>> START Source material

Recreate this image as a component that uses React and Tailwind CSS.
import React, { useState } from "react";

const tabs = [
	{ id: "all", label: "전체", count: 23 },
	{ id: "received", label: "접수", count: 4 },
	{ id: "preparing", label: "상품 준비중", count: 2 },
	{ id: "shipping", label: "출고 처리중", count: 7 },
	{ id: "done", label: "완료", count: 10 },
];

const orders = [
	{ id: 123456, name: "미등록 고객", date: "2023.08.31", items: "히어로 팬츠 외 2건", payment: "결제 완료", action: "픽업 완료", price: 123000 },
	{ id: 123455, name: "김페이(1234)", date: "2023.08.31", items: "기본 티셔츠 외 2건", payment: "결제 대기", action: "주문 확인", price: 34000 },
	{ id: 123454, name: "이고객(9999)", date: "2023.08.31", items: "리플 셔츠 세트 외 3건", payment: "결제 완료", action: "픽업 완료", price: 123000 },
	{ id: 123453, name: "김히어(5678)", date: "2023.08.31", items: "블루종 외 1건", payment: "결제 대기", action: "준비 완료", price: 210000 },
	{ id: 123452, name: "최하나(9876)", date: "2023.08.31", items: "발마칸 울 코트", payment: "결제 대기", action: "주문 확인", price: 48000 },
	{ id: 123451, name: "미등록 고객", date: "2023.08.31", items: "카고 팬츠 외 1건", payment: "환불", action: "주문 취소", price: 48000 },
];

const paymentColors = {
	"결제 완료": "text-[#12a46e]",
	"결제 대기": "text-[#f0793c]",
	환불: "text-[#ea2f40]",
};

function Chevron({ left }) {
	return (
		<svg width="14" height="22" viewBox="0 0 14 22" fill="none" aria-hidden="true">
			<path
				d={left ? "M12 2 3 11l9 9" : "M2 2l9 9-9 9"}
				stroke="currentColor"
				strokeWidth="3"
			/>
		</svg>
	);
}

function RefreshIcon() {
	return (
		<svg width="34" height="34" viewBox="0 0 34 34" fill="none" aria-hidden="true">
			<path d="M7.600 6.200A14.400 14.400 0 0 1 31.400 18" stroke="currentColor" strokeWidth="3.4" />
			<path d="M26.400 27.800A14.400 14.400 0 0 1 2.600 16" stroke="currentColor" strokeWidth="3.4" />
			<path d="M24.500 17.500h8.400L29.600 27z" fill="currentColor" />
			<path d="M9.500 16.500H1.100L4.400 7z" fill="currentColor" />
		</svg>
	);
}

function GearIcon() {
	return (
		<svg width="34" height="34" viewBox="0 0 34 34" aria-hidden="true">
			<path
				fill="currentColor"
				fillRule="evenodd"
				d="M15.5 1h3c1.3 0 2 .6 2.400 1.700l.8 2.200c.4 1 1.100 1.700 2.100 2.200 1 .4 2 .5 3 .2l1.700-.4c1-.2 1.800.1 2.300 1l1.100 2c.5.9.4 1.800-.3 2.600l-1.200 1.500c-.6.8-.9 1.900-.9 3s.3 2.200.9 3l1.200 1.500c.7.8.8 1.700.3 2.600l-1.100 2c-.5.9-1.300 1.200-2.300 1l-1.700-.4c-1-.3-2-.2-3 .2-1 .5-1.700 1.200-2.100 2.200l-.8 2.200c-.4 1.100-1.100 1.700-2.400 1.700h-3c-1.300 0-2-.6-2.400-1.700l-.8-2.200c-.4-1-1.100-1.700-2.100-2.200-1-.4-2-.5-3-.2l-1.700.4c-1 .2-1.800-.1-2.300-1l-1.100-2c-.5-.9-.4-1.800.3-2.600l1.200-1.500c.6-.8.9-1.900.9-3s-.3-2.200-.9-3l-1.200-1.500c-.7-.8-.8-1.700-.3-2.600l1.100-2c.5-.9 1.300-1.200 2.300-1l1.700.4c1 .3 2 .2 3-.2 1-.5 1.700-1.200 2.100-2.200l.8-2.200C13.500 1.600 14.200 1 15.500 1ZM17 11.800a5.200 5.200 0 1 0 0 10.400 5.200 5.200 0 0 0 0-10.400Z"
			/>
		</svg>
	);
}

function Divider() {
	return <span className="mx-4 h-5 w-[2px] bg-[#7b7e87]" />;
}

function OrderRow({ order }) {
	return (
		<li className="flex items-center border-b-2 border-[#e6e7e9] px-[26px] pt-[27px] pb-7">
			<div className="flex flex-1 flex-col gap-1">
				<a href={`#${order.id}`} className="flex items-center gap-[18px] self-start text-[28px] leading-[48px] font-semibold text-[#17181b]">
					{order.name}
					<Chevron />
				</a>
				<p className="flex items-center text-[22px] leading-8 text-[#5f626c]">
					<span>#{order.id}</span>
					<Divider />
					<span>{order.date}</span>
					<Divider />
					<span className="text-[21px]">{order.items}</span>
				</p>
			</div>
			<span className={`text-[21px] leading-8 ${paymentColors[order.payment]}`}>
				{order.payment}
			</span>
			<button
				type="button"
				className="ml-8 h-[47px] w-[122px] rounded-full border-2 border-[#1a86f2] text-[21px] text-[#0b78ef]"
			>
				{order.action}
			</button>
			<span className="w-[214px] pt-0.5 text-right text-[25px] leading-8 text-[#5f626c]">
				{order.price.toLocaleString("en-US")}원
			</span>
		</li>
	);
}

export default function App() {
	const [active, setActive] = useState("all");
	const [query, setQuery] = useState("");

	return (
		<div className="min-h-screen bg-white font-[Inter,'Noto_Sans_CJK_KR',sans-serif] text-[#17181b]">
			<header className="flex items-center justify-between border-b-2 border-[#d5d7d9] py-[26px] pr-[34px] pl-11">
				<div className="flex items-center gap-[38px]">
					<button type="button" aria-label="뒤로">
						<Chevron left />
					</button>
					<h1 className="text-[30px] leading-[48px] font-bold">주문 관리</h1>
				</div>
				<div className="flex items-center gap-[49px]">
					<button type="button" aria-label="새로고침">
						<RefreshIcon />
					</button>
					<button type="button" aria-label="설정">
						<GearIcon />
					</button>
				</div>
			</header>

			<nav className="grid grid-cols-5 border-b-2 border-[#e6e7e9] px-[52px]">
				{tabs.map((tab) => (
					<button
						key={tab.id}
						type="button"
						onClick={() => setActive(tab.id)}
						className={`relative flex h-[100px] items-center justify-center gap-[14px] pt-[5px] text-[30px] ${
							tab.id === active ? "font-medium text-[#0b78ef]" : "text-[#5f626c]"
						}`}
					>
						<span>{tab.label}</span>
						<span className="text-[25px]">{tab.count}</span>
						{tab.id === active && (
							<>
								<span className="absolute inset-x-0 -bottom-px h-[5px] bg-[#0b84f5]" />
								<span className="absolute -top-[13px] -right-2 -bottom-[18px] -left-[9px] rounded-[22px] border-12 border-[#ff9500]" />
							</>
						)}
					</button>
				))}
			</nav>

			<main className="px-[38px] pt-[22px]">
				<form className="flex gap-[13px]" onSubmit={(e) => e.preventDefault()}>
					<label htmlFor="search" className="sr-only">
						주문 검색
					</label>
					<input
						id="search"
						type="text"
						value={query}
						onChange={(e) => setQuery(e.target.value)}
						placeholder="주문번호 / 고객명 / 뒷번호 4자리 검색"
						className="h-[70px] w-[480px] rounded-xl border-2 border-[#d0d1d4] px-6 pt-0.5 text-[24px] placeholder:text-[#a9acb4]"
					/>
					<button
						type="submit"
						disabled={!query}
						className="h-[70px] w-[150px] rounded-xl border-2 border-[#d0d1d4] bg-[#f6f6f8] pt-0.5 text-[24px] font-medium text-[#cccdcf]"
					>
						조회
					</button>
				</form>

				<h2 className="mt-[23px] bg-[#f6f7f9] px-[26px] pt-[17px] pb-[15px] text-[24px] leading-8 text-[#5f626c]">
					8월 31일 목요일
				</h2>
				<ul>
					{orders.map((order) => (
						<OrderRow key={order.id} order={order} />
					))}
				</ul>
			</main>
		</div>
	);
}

>> END Source material

### Directions for this task
Find the word "React" and list each line it appears in.

### Task output
Recreate this image as a component that uses React and Tailwind CSS.
import React, { useState } from "react";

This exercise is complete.